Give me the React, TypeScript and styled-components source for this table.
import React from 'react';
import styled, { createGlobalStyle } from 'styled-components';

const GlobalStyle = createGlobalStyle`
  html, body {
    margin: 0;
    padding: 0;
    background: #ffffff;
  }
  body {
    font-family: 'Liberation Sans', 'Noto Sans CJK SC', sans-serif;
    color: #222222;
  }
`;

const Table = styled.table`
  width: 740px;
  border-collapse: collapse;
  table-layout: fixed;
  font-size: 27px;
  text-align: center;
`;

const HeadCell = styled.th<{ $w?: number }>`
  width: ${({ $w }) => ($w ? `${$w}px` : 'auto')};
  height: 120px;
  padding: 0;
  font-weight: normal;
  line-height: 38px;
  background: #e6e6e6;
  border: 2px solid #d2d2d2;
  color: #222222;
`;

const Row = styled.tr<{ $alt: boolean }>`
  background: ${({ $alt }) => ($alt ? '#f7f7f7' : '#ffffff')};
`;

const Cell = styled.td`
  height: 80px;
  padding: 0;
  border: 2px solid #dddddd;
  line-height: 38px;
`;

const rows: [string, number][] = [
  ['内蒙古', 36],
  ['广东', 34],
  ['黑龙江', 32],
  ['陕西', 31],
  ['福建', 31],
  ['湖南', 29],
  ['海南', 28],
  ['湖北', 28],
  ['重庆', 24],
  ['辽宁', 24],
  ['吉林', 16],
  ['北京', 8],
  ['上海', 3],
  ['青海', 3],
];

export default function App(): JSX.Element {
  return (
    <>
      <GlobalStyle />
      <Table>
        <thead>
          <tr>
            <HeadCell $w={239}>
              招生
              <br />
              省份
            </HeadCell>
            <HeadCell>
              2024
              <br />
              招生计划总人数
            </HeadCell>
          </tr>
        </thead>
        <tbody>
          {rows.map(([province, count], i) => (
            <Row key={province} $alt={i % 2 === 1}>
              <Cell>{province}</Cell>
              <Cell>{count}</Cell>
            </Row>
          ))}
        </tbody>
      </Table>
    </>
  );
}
* * *
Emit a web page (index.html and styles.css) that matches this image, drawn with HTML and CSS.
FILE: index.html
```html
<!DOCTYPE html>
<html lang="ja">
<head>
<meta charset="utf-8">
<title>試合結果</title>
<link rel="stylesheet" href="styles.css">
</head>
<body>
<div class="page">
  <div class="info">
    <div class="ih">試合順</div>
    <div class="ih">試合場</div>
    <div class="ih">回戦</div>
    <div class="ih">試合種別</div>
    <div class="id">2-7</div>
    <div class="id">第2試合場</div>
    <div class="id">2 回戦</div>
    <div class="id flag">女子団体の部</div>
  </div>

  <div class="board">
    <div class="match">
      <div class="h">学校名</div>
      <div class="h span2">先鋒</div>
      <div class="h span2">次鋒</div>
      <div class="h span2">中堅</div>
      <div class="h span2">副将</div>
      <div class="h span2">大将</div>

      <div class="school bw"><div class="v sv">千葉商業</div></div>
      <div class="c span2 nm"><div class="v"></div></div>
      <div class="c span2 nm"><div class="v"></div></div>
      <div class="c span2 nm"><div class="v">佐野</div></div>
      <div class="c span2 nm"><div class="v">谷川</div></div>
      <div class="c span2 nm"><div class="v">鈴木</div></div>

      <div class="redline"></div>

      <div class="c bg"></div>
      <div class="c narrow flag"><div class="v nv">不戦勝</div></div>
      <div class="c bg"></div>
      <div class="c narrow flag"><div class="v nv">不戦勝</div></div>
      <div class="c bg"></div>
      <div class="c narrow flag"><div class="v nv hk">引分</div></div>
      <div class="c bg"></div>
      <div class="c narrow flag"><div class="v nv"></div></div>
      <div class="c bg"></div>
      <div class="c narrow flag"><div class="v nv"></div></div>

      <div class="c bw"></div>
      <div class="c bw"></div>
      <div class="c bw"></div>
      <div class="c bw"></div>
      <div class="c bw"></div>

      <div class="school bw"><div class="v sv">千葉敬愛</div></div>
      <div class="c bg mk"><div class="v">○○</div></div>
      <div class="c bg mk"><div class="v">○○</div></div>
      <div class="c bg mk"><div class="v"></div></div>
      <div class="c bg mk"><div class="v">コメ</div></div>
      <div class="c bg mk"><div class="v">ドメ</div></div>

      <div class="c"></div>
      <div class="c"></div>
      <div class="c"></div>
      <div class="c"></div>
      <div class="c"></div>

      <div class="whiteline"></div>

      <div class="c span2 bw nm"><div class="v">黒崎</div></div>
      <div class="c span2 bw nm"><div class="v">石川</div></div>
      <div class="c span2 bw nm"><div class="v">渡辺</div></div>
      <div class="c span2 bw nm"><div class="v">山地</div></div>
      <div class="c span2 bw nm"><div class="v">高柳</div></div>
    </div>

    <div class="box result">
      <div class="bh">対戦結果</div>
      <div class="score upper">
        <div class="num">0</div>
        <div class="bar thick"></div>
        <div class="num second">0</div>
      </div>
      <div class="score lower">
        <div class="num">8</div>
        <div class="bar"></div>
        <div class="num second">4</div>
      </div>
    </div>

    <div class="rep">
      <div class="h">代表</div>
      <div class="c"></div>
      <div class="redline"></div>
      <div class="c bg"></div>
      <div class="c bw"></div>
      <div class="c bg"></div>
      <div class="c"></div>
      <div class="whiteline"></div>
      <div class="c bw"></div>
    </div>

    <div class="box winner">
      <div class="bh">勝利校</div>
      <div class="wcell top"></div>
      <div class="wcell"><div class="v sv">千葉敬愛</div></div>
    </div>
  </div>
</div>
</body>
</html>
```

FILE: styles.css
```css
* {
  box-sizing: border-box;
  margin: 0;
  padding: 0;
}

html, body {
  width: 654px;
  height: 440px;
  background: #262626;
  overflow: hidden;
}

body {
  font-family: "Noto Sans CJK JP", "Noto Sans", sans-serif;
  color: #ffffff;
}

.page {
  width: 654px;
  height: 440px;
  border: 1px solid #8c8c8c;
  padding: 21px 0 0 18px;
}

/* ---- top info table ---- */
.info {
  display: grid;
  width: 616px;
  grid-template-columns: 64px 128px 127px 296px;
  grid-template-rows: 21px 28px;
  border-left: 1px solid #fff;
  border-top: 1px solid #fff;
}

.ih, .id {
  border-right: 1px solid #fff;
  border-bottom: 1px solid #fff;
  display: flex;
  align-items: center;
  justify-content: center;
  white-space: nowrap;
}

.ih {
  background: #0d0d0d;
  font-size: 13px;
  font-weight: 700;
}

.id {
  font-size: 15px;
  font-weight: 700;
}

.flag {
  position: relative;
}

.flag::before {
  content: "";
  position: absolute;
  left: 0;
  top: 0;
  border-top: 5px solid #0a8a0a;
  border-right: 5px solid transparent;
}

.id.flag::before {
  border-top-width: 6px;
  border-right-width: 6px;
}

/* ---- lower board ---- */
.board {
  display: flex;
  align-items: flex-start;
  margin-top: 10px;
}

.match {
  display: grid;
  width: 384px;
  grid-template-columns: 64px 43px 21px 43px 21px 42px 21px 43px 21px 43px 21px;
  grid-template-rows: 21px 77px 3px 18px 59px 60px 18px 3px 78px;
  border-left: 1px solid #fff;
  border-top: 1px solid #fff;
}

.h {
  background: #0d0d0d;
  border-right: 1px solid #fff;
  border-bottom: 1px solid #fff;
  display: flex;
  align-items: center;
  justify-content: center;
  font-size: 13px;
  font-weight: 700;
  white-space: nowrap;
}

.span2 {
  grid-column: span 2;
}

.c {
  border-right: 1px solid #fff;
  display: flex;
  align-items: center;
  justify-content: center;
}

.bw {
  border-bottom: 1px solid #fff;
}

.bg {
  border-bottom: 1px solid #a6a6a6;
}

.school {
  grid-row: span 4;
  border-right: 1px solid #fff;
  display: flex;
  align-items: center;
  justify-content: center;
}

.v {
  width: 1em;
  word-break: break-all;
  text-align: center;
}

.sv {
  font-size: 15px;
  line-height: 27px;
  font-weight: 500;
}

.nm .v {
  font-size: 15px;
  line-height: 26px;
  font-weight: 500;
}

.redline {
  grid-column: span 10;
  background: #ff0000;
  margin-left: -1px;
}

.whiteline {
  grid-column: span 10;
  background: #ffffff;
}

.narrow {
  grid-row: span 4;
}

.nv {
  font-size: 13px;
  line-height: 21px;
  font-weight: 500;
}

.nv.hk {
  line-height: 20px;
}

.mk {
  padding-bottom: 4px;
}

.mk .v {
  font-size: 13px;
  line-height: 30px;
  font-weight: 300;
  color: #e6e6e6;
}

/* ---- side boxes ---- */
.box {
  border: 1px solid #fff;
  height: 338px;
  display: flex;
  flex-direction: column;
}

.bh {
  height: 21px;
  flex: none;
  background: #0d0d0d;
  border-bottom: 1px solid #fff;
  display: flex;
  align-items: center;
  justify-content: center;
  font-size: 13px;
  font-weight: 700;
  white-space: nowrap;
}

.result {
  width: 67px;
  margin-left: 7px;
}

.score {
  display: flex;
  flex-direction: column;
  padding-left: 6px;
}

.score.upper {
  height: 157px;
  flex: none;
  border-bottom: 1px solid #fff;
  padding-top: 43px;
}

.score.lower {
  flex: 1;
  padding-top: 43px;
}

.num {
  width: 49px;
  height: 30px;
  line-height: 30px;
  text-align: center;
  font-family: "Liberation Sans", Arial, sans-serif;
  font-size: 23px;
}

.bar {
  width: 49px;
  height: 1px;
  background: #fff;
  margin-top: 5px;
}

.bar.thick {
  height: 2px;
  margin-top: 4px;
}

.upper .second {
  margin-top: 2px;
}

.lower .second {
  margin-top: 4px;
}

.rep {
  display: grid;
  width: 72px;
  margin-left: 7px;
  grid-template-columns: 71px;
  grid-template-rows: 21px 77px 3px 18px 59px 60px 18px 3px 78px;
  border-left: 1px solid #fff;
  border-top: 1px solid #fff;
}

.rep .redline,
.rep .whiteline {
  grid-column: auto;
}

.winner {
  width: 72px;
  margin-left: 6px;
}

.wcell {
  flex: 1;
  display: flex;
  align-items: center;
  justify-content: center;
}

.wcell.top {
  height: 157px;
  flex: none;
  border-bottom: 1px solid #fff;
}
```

[Task objective]
The word "this" appears in how many lines of the records? Give the number only.

[Reply]
2